Accountants, too, feel more free to raise sensitive issues with corporate managers under the new regime, said Chuck Landes, an official with the American Institute of Certified Public Accountants (AICPA).
"It was a wake-up call," Landes said of the Sarbanes-Oxley law. "Auditors now get the message that their client is not management, that they are working for the audit committee, and that their client is the public investor."
"It provides us the ability to be very frank with the audit committee - not to worry about being fired by" management, Landes added.

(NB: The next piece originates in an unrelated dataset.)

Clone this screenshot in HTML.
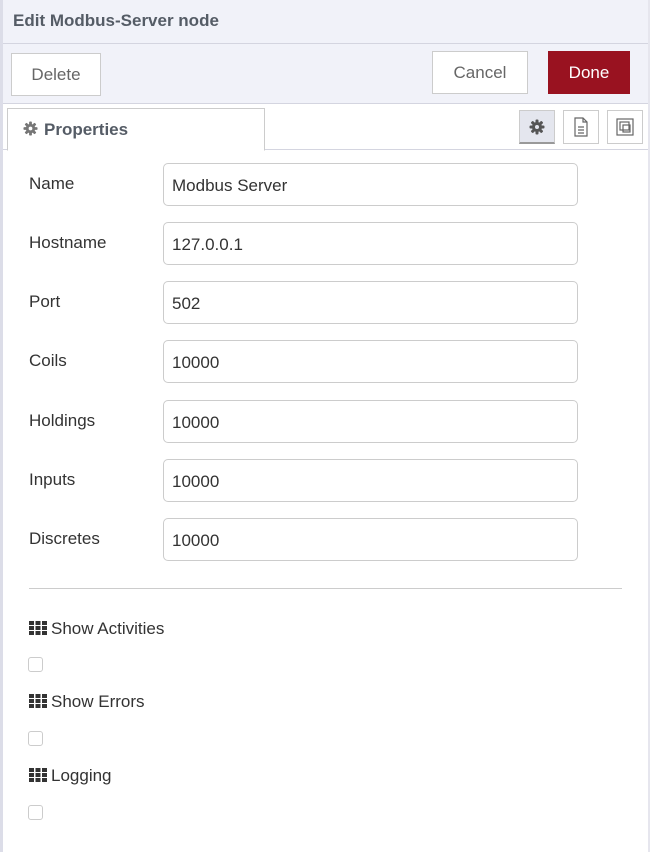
<!DOCTYPE html>
<html><head><style>
*{box-sizing:border-box;margin:0;padding:0}
body{width:650px;height:852px;background:#fff;font-family:"Liberation Sans",sans-serif;color:#333;position:relative;overflow:hidden}
.frame{position:absolute;left:0;top:0;width:650px;height:852px;border-left:3px solid #dcdde8;border-right:2px solid #e6e6ee;z-index:5;pointer-events:none}
.hdr{position:absolute;left:3px;right:2px;top:0;height:44px;background:#f1f2f9;border-bottom:1px solid #d4d5e0;font-weight:bold;font-size:17px;color:#555c66;padding:11px 0 0 10px}
.bar{position:absolute;left:3px;right:2px;top:44px;height:60px;background:#f1f2f9;border-bottom:1px solid #d4d5e0}
.btn{position:absolute;height:43px;border:1px solid #ccc;background:#fff;color:#666;font-size:17px;text-align:center;line-height:41px}
.tabs{position:absolute;left:3px;right:2px;top:104px;height:46px;background:#fff;border-bottom:1px solid #d4d5e0}
.tab{position:absolute;left:7px;top:108px;width:258px;height:43px;border:1px solid #ccc;border-bottom:1px solid #fff;background:#fff;font-weight:bold;font-size:17px;color:#555c66;padding:11px 0 0 15px}
.ib{position:absolute;top:6px;width:36px;height:34px;border:1px solid #ccc;background:#fff}
.lbl{position:absolute;left:29px;font-size:17px;color:#333}
.inp{position:absolute;left:163px;width:415px;height:43px;border:1px solid #ccc;border-radius:5px;font-size:17px;padding:12px 0 0 8px;color:#333}
.hr{position:absolute;left:29px;width:593px;top:588px;border-top:1px solid #ccc}
.cb{position:absolute;left:28px;width:15px;height:15px;border:1px solid #ccc;border-radius:3px}
</style></head><body>
<div class="frame"></div>
<div class="hdr">Edit Modbus-Server node</div>
<div class="bar"></div>
<div class="btn" style="left:11px;top:53px;width:90px">Delete</div>
<div class="btn" style="left:432px;top:51px;width:96px">Cancel</div>
<div class="btn" style="left:548px;top:51px;width:82px;background:#991220;border-color:#991220;color:#fff">Done</div>
<div class="tabs"></div>
<div class="tab"><svg width="15" height="15" viewBox="0 0 16 16" style="vertical-align:-1px;margin-right:6px"><g fill="#777"><circle cx="8" cy="8" r="5"/><rect x="6.5" y="0.5" width="3" height="15" rx="1"/><rect x="0.5" y="6.5" width="15" height="3" rx="1"/><rect x="6.5" y="0.5" width="3" height="15" rx="1" transform="rotate(45 8 8)"/><rect x="6.5" y="0.5" width="3" height="15" rx="1" transform="rotate(-45 8 8)"/></g><circle cx="8" cy="8" r="2" fill="#fff"/></svg>Properties</div>
<div class="ib" style="left:519px;top:110px;background:#e4e6ee;border-bottom:2px solid #999"><svg width="16" height="16" viewBox="0 0 16 16" style="margin:8px 0 0 9px"><g fill="#555"><circle cx="8" cy="8" r="5"/><rect x="6.5" y="0.5" width="3" height="15" rx="1"/><rect x="0.5" y="6.5" width="15" height="3" rx="1"/><rect x="6.5" y="0.5" width="3" height="15" rx="1" transform="rotate(45 8 8)"/><rect x="6.5" y="0.5" width="3" height="15" rx="1" transform="rotate(-45 8 8)"/></g><circle cx="8" cy="8" r="2" fill="#e4e6ee"/></svg></div>
<div class="ib" style="left:563px;top:110px"><svg width="16" height="20" viewBox="0 0 16 20" style="margin:6px 0 0 9px" fill="none" stroke="#666" stroke-width="1.2"><path d="M2 1h8l4 4v14H2z M10 1v4h4 M5 10h6 M5 13h6 M5 16h6"/></svg></div>
<div class="ib" style="left:607px;top:110px"><svg width="22" height="22" viewBox="0 0 22 22" style="margin:5px 0 0 6px" fill="none" stroke="#666" stroke-width="1.2"><rect x="3" y="3" width="16" height="16"/><rect x="6" y="6" width="9" height="8"/><rect x="9" y="9" width="7" height="7"/></svg></div>

<div class="lbl" style="top:174px">Name</div><div class="inp" style="top:163px">Modbus Server</div>
<div class="lbl" style="top:233px">Hostname</div><div class="inp" style="top:222px">127.0.0.1</div>
<div class="lbl" style="top:292px">Port</div><div class="inp" style="top:281px">502</div>
<div class="lbl" style="top:351px">Coils</div><div class="inp" style="top:340px">10000</div>
<div class="lbl" style="top:411px">Holdings</div><div class="inp" style="top:400px">10000</div>
<div class="lbl" style="top:470px">Inputs</div><div class="inp" style="top:459px">10000</div>
<div class="lbl" style="top:529px">Discretes</div><div class="inp" style="top:518px">10000</div>
<div class="hr"></div>

<div class="lbl" style="top:619px"><svg width="18" height="14" viewBox="0 0 18 14" style="vertical-align:-1px;margin-right:4px" fill="#333"><rect x="0" y="0" width="5" height="4"/><rect x="6.5" y="0" width="5" height="4"/><rect x="13" y="0" width="5" height="4"/><rect x="0" y="5" width="5" height="4"/><rect x="6.5" y="5" width="5" height="4"/><rect x="13" y="5" width="5" height="4"/><rect x="0" y="10" width="5" height="4"/><rect x="6.5" y="10" width="5" height="4"/><rect x="13" y="10" width="5" height="4"/></svg>Show Activities</div>
<div class="cb" style="top:657px"></div>
<div class="lbl" style="top:692px"><svg width="18" height="14" viewBox="0 0 18 14" style="vertical-align:-1px;margin-right:4px" fill="#333"><rect x="0" y="0" width="5" height="4"/><rect x="6.5" y="0" width="5" height="4"/><rect x="13" y="0" width="5" height="4"/><rect x="0" y="5" width="5" height="4"/><rect x="6.5" y="5" width="5" height="4"/><rect x="13" y="5" width="5" height="4"/><rect x="0" y="10" width="5" height="4"/><rect x="6.5" y="10" width="5" height="4"/><rect x="13" y="10" width="5" height="4"/></svg>Show Errors</div>
<div class="cb" style="top:731px"></div>
<div class="lbl" style="top:766px"><svg width="18" height="14" viewBox="0 0 18 14" style="vertical-align:-1px;margin-right:4px" fill="#333"><rect x="0" y="0" width="5" height="4"/><rect x="6.5" y="0" width="5" height="4"/><rect x="13" y="0" width="5" height="4"/><rect x="0" y="5" width="5" height="4"/><rect x="6.5" y="5" width="5" height="4"/><rect x="13" y="5" width="5" height="4"/><rect x="0" y="10" width="5" height="4"/><rect x="6.5" y="10" width="5" height="4"/><rect x="13" y="10" width="5" height="4"/></svg>Logging</div>
<div class="cb" style="top:805px"></div>
</body></html>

But that is putting a silver lining on a sizable cloud the new law has cast over the accounting profession. Accounting firms are feeling major tremors in their industry as a result of Sarbanes-Oxley, which for the first time imposed government regulation on corporate auditors.
Until last year, the accounting profession, under the auspices of AICPA, policed itself with its own rules and peer reviews. Now, under perhaps the most sweeping innovation of the Sarbanes-Oxley measure, the auditing firms are to be regulated by a new Public Company Accounting Oversight Board, which has come to be known in finance circles as "Peek-a-boo."
The board is still in its earliest stages and is years away from its most important job: establishing new standards to ensure independent, accurate and ethically sound audits of publicly traded firms.
The board got off to a rough start after its first chairman, former FBI Director William Webster, had to step down in November amid a brouhaha about his service on the audit committee of a company whose chief executive was sued by the government for allegedly defrauding investors. The flap also led to the resignation of then-SEC Chairman Harvey L. Pitt.
But the new accounting board chairman, former Federal Reserve official William J. McDonough, has earned praise for moving swiftly -- and firmly -- this year to begin executing the law. In a meeting yesterday, the board proposed rules for investigating and disciplining accounting firms. Today, it is scheduled to hold a discussion on the rules requiring companies to vouch for their internal systems for detecting and rooting out fraud.
"For the first time, there's going to be an outside monitor for the accountants, instead of just doing it by self-regulation," Sarbanes said. "There will be a sense that there are real standards here, and I hope they're followed."
Some corporate leaders and lawmakers worry that as the law's implications sink in, its requirements will weigh down corporate America.
Oxley said his biggest concern is "the dampening of risk-taking" that has resulted from the law.
"We still have these difficult decisions of trying to regulate and oversee, but not to the extent that it becomes a negative and a drag on the economy," Oxley said.